Bolsonaro slashed environmental regulations, hobbled agencies charged with protecting the region and incentivised the exploitation of Indigenous territories; under his government, destruction of the forest soared. In just over seven months, remarkably, his successor has already cut deforestation by 42% – and Lula remains outspoken in his support of protection measures for the Amazon and its Indigenous custodians.

There is a long way to go, however, and with aggressive assaults on the enormous forest from agribusiness, mining gangs, drug traffickers and loggers, this is an enormous problem.


What’s been agreed?

The conference had two distinct programmes over two days: on Tuesday, presidents, prime ministers and senior ministers from Bolivia, Colombia, Peru, Venezuela, Guyana, Suriname and Ecuador met with the Brazilian delegation to discuss Amazon-specific measures.

The day concluded with the Belém Declaration, in which the politicians called on wealthy nations to help them develop a Marshall-style plan to help defend the Amazon, and pledged to work together to ensure its survival. The document calls for debt relief in exchange for climate action, agrees to strengthen regional law enforcement cooperation to crack down on human rights violations, illegal mining and pollution, and urges industrialised countries to comply with obligations to provide financial support to developing countries.

Brazilian president Luiz Inácio Lula da Silva during the Amazon summit this week.
Brazilian president Luiz Inácio Lula da Silva during the Amazon summit this week. Photograph: Eraldo Peres/AP

“The forest unites us. It is time to look at the heart of our continent and consolidate, once and for all, our Amazon identity,” said Lula (pictured above). “In an international system that was not built by us, we were historically relegated to a subordinate place as a supplier of raw materials. A just ecological transition will allow us to change this.”

Not everyone is happy, says Tom, with some civil society groups and environmentalists welcoming the gathering as a great first step, but feeling the declaration itself “a bit wishy-washy and vague”, without some of the binding commitments many wanted to see.

Most strikingly, it doesn’t contain a commitment to achieving zero deforestation by 2030, as many hoped.

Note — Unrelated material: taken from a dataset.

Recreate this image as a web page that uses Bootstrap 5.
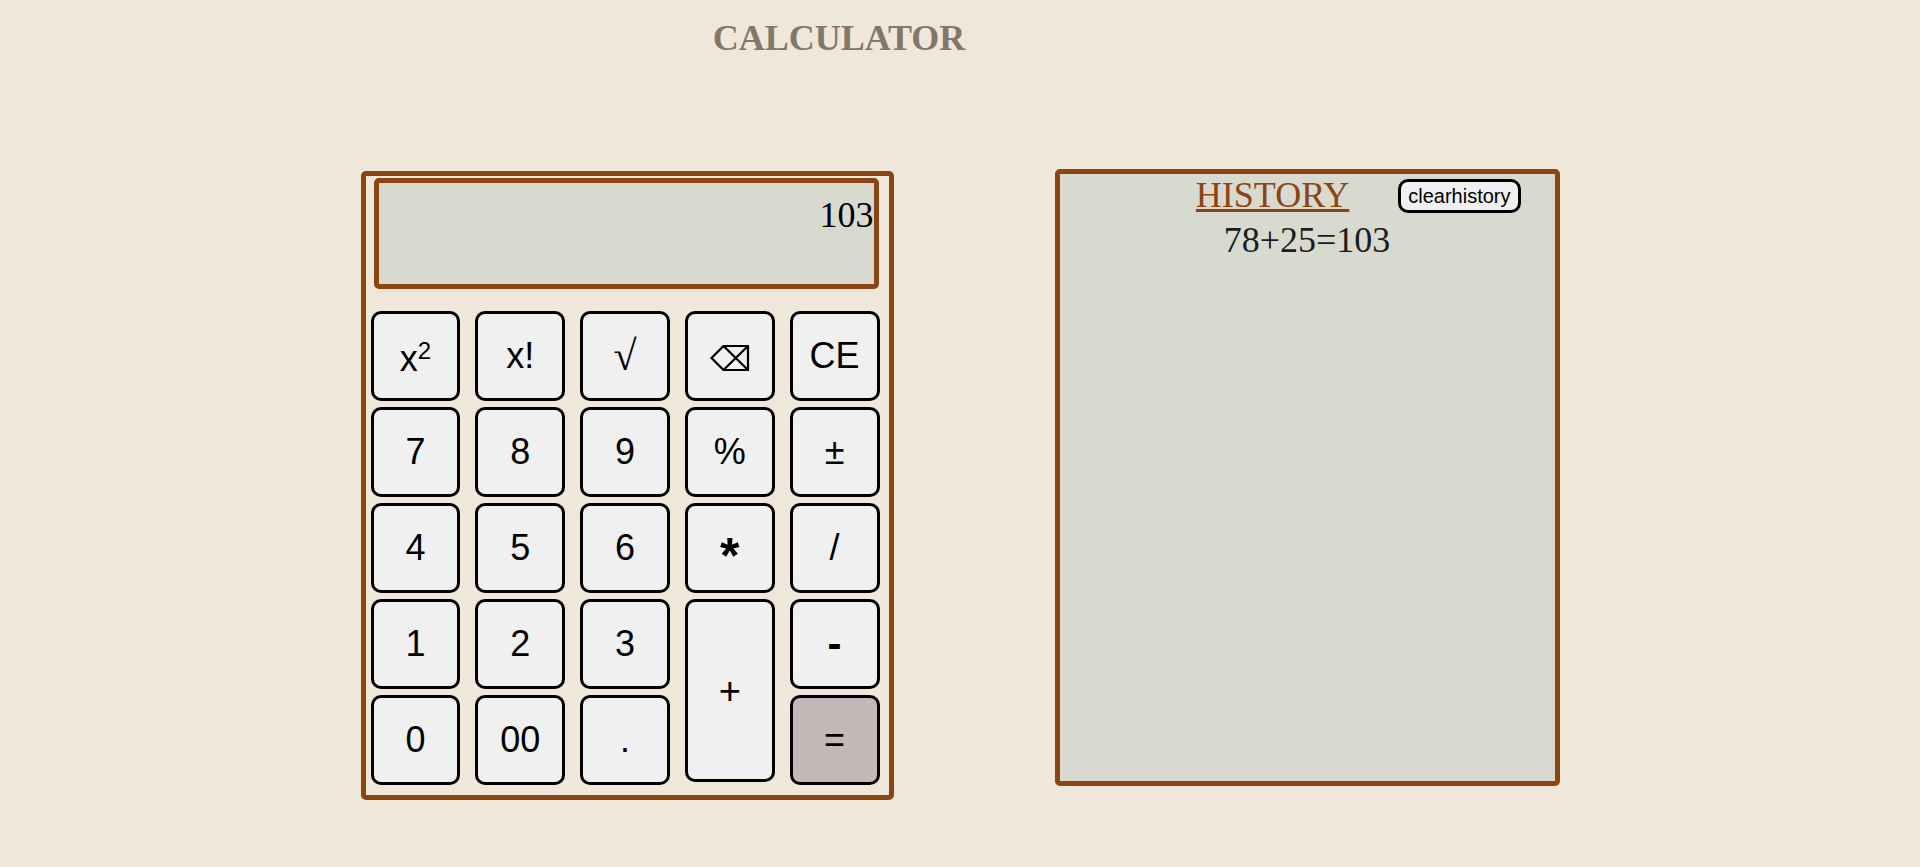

However, he says, “I don’t know if one should overplay those frustrations, because most of the countries in the bloc [including Brazil, which controls 60% of the Amazon] have made those commitments already.”

Day 2 saw the South American politicians meet with leaders of other rainforest regions around the world, including the Republic of the Congo, the Democratic Republic of Congo (DRC) and Indonesia.

In a declaration entitled “United For Our Forests”, the global group reaffirmed their commitment to reducing deforestation and finding ways to reconcile economic prosperity with environmental protection. They also voiced concern at the developed world’s failure to meet mitigation targets and provide $100bn a year in climate financing, calling for that to rise to $200bn by 2030.

Lula said the new rainforest bloc had a simple message to those “rich countries”: “If they want to effectively preserve what is left of the forests, they must spend money – not just to take care of the canopy of the trees but to take care of the people who live beneath that canopy and who want to work, to study and to eat and … to live decently.”


What happens next?

From Lula’s perspective, “this is a massive political success”, says Tom. The president has long sought to build multilateral blocs with less developed nations, and repeatedly called on industrialised countries to help fund climate action that otherwise disproportionately falls to poorer ones. He is expected to do so again, backed by his new coalition, when he addresses the UN general assembly in September, and later in the year at the climate summit Cop28 in Dubai. Belém itself will host Cop in 2025.

At home in Brazil, the new administration is still trying to repair Bolsonaro’s damage to the Amazon, but faces opposition to its bold environmental agenda in the country’s more rightwing congress. “Also, we are now entering the burning season in the Amazon [when low rainfall leads to a spike in fires], so that’s going to be another big test of how much control the government has.”

On the plus side, says Tom, the febrile political climate that saw Bolsonaro supporters violently storm the country’s presidential palace in January has greatly subsided.

“So I think there’s hope in that sense. But the forces that are opposed to protecting the Amazon – illegal gold mining, organised crime – aren’t going anywhere. It takes a lot more than beautiful rhetoric such as we saw from Lulu yesterday to solve these problems, which are decades old.”